##### AVAILABLE RECORDS #####

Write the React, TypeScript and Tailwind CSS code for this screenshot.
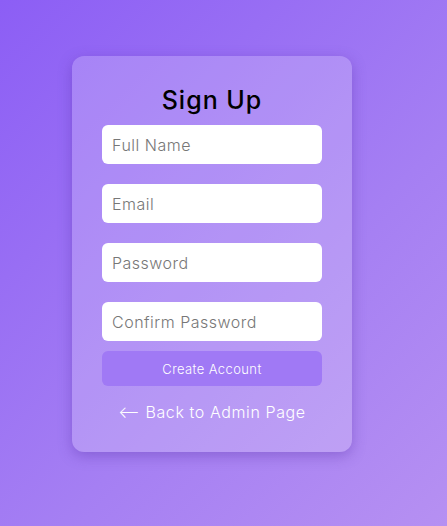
import React from "react";

export default function App() {
  const font = { fontFamily: "Inter, 'Noto Sans', sans-serif" };
  const inputCls =
    "h-[39px] w-full rounded-[6px] bg-white px-[10px] text-[16px] tracking-[0.5px] font-light text-gray-700 placeholder:text-[#777] outline-none";
  return (
    <div
      className="w-[447px] h-[526px] overflow-hidden bg-[linear-gradient(135deg,#8c5ef5_0%,#a57ff3_60%,#b690f2_100%)]"
      style={font}
    >
      <div className="pt-[56px] pl-[72px]">
        <div className="w-[280px] rounded-[12px] bg-white/20 shadow-[0_4px_14px_rgba(80,40,160,0.35)] px-[30px] pt-[28px] pb-[30px] flex flex-col">
          <h2 className="text-center text-[25px] leading-[32px] font-medium tracking-[1px] text-black mb-[9px]">Sign Up</h2>
          <input placeholder="Full Name" className={inputCls + " mb-[20px]"} />
          <input placeholder="Email" className={inputCls + " mb-[20px]"} />
          <input placeholder="Password" type="password" className={inputCls + " mb-[20px]"} />
          <input placeholder="Confirm Password" type="password" className={inputCls + " mb-[10px]"} />
          <button className="h-[35px] w-full rounded-[6px] bg-[#a079f5] text-white text-[13px] tracking-[0.4px] font-light pt-[2px]">
            Create Account
          </button>
          <a className="mt-[15px] text-center text-white text-[16px] tracking-[0.6px] font-light leading-[20px] pt-[1px]">⟵ Back to Admin Page</a>
        </div>
      </div>
    </div>
  );
}
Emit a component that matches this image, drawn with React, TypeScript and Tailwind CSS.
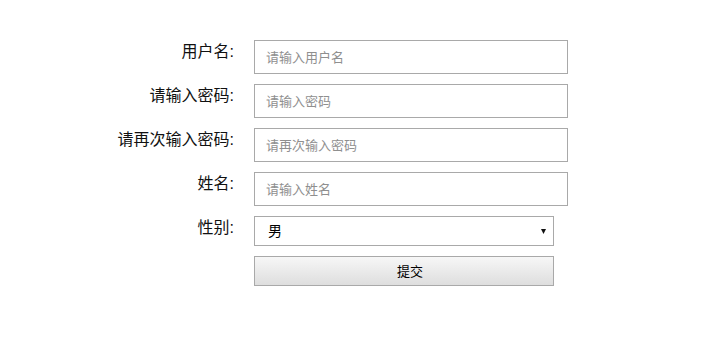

#####

◆ CHALLENGE
Reproduce only the lines from the beginning of the data through the line that contains "import React from", both included, and please drop the pictures.

◆ OUTPUT FOR THIS EXERCISE
Write the React, TypeScript and Tailwind CSS code for this screenshot.
import React from "react";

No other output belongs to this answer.